Some people like to have the whole story planned out complete with outline and notations. I do believe it’s good to have a plan and at least a direction and goal in mind for your protagonist, but I still like to see where my story goes. In other words, I’ve found that often a story takes an unexpected turn, even for me, the author. If I plan too much, that option is taken away.

As I mentioned before, I’ve been using Freewriter. It allows me to fully develop my thoughts into organized ideas which eventually become organized words on a page. There are character blocks where I can develop my characters as much as I choose. There are scene blocks that allow me to go deep into description of the scenes I’m writing. But the ultimate question is – will it be a novel?

Remember, I’m looking for a minimum of 50,000 words (80,000 is even better). Once I have a pretty good idea where I’m going with the story, I need to come up with a word count for each chapter. If I have 20 chapters with 2,000 words each, I’m going to fall short of novel length. I have a choice. I can either add more chapters, or make the chapters longers. If I add an extra 1,000 words to each chapter (making a total of 3,000 words per chapter), I now have 60,000 words. You can decide if you want to call that a novel.

If I need 3,000 words for a chapter, and I have three scenes in the chapter, I need to spend roughly 1,000 words on each scene. That makes for more crafting to fit the word count.

Now, after saying all of that, I just write. The story itself will determine the word count. I’d rather have a good, short story than a bland novel. Writing a novel is a challenge, though. Stay at it. Let the creative juices flow. The end is in sight.

8 thoughts on “Snowy Days and Mondays

  1. Nikki, I can’t seem to reply to your comment below, so I’ll give you my thought here. First I love the title. I’ve not even read the first chapter yet and I’m drawn in.

    Secondly, you can have anyone that’s willing to write the forward for you. It’s best to have them read at least the rough draft so they can get the idea of what the story is about.

    Thirdly, I think the idea of mixing a comedy with a thriller is interesting. I could see the comedy being used to lighten up the suspense of the thriller. I’ll be waiting to read it!

    Liked by 1 person

  2. Hi, Bill. Thanks for your advice on writing a novel. Nothing is so easy to do. With 2,000 words, in each chapter, we’d be looking to do 40 chapters to get 80,000-word count. Or 30 with 3,000words. Whatever suits well.
    I did try freewriter on mobile but not available over phone. Would get it done on my laptop, now.
    Yes, I did Grammarly over my iPhone and laptop too. So helpful, it is. Thanks for your good piece of opinion. Much apprised of your support.
    Happy Thanksgiving to you and your family!
    Have a good home time.

    Liked by 1 person

      • Yes, Bill. I have got it. It’s so useful. I have even started writing on it. My first novel. Let’s see how it goes.
        It’s a comedy thriller type. Name is ‘MY FATHER, THE MURDERER’. I wanted to ask how to get Foreword done and by who?
        And how these two genres sit by? I mean comedy and thriller.

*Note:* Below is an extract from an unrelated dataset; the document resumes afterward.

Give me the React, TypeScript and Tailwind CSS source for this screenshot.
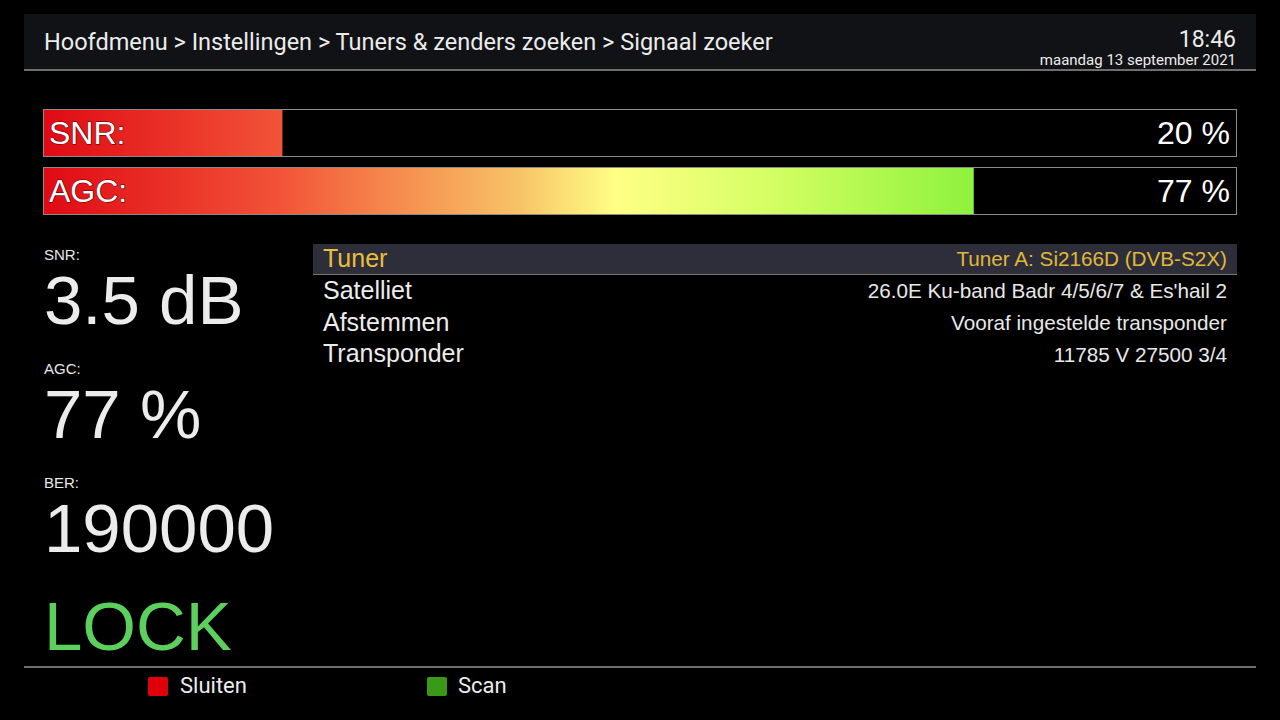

  3. Hi Bill, I tried to get Freewriter but it is not compatible with my computer. Rats. Your information on word count was helpful. A good basic. Enjoy the white stuff. I’m one of the people who complain about the snow. I hate the inconveniences of power outages and being snowed in. I have never gotten the hang of driving in it. So I enjoy the beautiful view of it for five minutes than whine for however long it lasts. Last year we had a heavy snowfall one time (heavy for our neck of the woods). I live in a culdesac, right in the curve. It’s a narrow little street and the snowplow failed to recognize that I am a resident and proceeded to plow a four-foot wall of dirty snow right in front of my driveway. You have to admit, that’s something to complain about.
    Have a blessed Thanksgiving, but please, keep your snow you yourself:)

    Liked by 1 person

    • I’m not sure why you can’t get Freewriter. It’s really been a help to me. Maybe you could try Hemingway Editor. Freewriter works more as far as organizing your writing, but Hemingway Editor is good for, well . . . editing. It tracks your mistakes and word usage to help break bad writing habits, but at the same time, it corrects the mistakes. I’m looking into something called Power Writing Aid ( You might want to check it out. Oh, and would you like some cheese with that whine? Have a great Thanksgiving, Lori!